子供のアクティブな遊びに応える
子供は自分の興味に合わせて、「場所」に自由自在に意味をつけます。
例えば、階段で夢中になってミニカーで遊ぶ子供がいます。大人が上下移動の装置として定義した階段を、彼は遊び場であると意味付けています。子供の遊び場はここですよと、大人が勝手に決めるのはナンセンスなんですね。
押し入れなど、子供から見れば絶好の遊び場なんでしょうね。でも押入れをぐちゃぐちゃにしたり、ベッドをトランポリンと見立てたりの子どもを見過ごす訳にはいきません。大人にも大人の都合がありますからね。
子供って、空間の特徴を無意識に察知して、そこでチャレンジングに体を使って遊ぶのが好きですよね。かつて人類が狩猟をしていた時代に由来する、本能的な衝動なのでしょうか。
子供には体を動かすアクティブな遊びをしたいという都合があるわけですね。ただ、理性の強い大人とそうではない子供同士の、それぞれの都合を満たすには、住宅の設計で解決させるしかないようです。また、子供の興味の対象は、年を追うごとに変わっていきます。だから、その興味の変化に対応できる空間が欲しい所です。
以上の問題に対して、これまでの設計打ち合わせを通じて得られた解決策としては、
・ 室内に近い屋外に、使い方の自由度の高いエリアを設けておくこと。
・ 家族が集まるリビングダイニングの近くに、狭くても子供が自由に使えるエリアを確保すること。

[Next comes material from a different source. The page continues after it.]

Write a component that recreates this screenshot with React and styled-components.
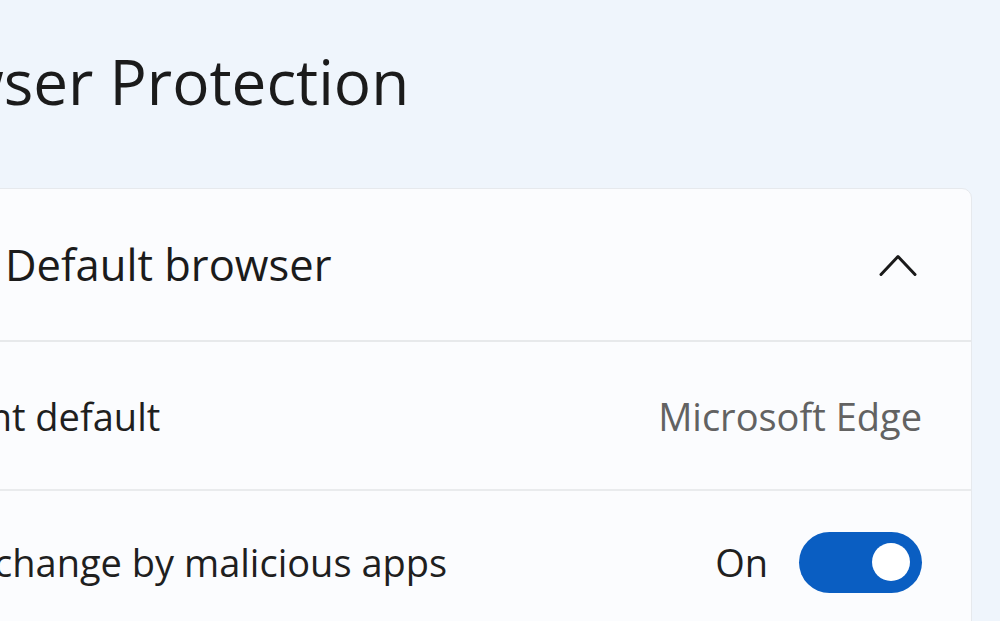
import React from "react";
import styled, { createGlobalStyle } from "styled-components";

const Global = createGlobalStyle`
  html, body { margin: 0; padding: 0; }
  body {
    background: #eff5fc;
    font-family: "Open Sans", "Noto Sans", "Liberation Sans", sans-serif;
    color: #1b1b1b;
  }
`;

const Page = styled.div`
  width: 1000px;
  height: 621px;
  overflow: hidden;
  background: #eff5fc;
`;

/* the screenshot shows only the right part of the settings page,
   so the content column starts left of the visible window */
const Column = styled.div`
  margin-left: -160px;
  width: calc(100% + 160px - 28px);
  padding-top: 41px;
  display: flex;
  flex-direction: column;
`;

const Title = styled.h1`
  margin: 0 0 67px 13px;
  font-size: 62px;
  line-height: 80px;
  font-weight: 400;
  white-space: nowrap;
  color: #1b1b1b;
`;

const Card = styled.section`
  background: #fbfcfe;
  border: 1px solid #e6e9ed;
  border-radius: 10px;
  display: flex;
  flex-direction: column;
`;

const Header = styled.div`
  height: 151px;
  display: flex;
  align-items: center;
  justify-content: space-between;
  padding: 0 54px 0 164px;
  border-bottom: 2px solid #e7e9eb;
`;

const HeaderText = styled.span`
  font-size: 43.5px;
  white-space: nowrap;
  color: #1b1b1b;
`;

const Row = styled.div`
  height: ${(p) => p.$h}px;
  display: flex;
  align-items: center;
  justify-content: space-between;
  padding: 0 49px 0 48px;
  border-bottom: ${(p) => (p.$last ? "none" : "2px solid #e9ebed")};
  flex-shrink: 0;
`;

const Label = styled.span`
  font-size: 38px;
  white-space: nowrap;
  color: #1f1f1f;
`;

const Value = styled.span`
  font-size: 38px;
  white-space: nowrap;
  color: #626262;
`;

const ToggleGroup = styled.div`
  display: flex;
  align-items: center;
  gap: 31px;
`;

const ToggleText = styled.span`
  font-size: 38px;
  color: #1f1f1f;
`;

const Toggle = styled.div`
  width: 123px;
  height: 61px;
  border-radius: 31px;
  background: #0a5ec2;
  display: flex;
  align-items: center;
  justify-content: ${(p) => (p.$on ? "flex-end" : "flex-start")};
  padding: 0 12px;
  box-sizing: border-box;
`;

const Knob = styled.div`
  width: 38px;
  height: 38px;
  border-radius: 50%;
  background: #ffffff;
`;

const Chevron = () => (
  <svg width="38" height="24" viewBox="0 0 38 24" aria-hidden="true">
    <polyline
      points="2,21.5 19,3.5 36,21.5"
      fill="none"
      stroke="#1a1a1a"
      strokeWidth="3"
      strokeLinecap="round"
      strokeLinejoin="round"
    />
  </svg>
);

export default function App() {
  return (
    <>
      <Global />
      <Page>
        <Column>
          <Title>Browser Protection</Title>
          <Card>
            <Header>
              <HeaderText>Default browser</HeaderText>
              <Chevron />
            </Header>
            <Row $h={147}>
              <Label>Current default</Label>
              <Value>Microsoft Edge</Value>
            </Row>
            <Row $h={142} $last>
              <Label>Block change by malicious apps</Label>
              <ToggleGroup>
                <ToggleText>On</ToggleText>
                <Toggle $on>
                  <Knob />
                </Toggle>
              </ToggleGroup>
            </Row>
          </Card>
        </Column>
      </Page>
    </>
  );
}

・ 階段が吹き抜けに面していれば、アクティブな遊び場としやすいこと。
などが例としてあります。
これまでの当社のお客様には、ターザンロープや、上り棒、雲梯を設置した事例があります。
将来取り外せるので、簡単に採用できる良い例だと思います。
子供の興味に一緒に取り組んでみる
次に、親がやっていることにチャレンジすることについて考えてみましょう。
例えば料理。特に女の子は、ままごとから発展して幼い頃から料理に積極的にチャレンジする例も多い様です。材料を揃えて手順を踏みながら作業を進め、その結果、美味しいお菓子やお料理が完成する。子供にとっては、一大プロジェクトなのでしょう。
母娘が一緒に料理に取り組みやすいキッチンを配置の面で考えると、アイランド型なら母娘が対面して作業をする位置関係となるので、お話もしやすいでしょう。キッチンの真横に食卓を配置すれば、食卓がお子様にとって丁度良い高さの作業台となりますね。更に、下の写真の様に、庭の真横にキッチンを配置して、庭とキッチンを自由に行き来できるようにすれば、休日に家族みんなで料理して、庭で食事をするというレクレーションも想定できます。
料理以外の何でも、やってみて楽しいと感じることが上達への近道だと思います。設計の工夫で、できるだけ楽しいと感じていただける演出ができればと思います。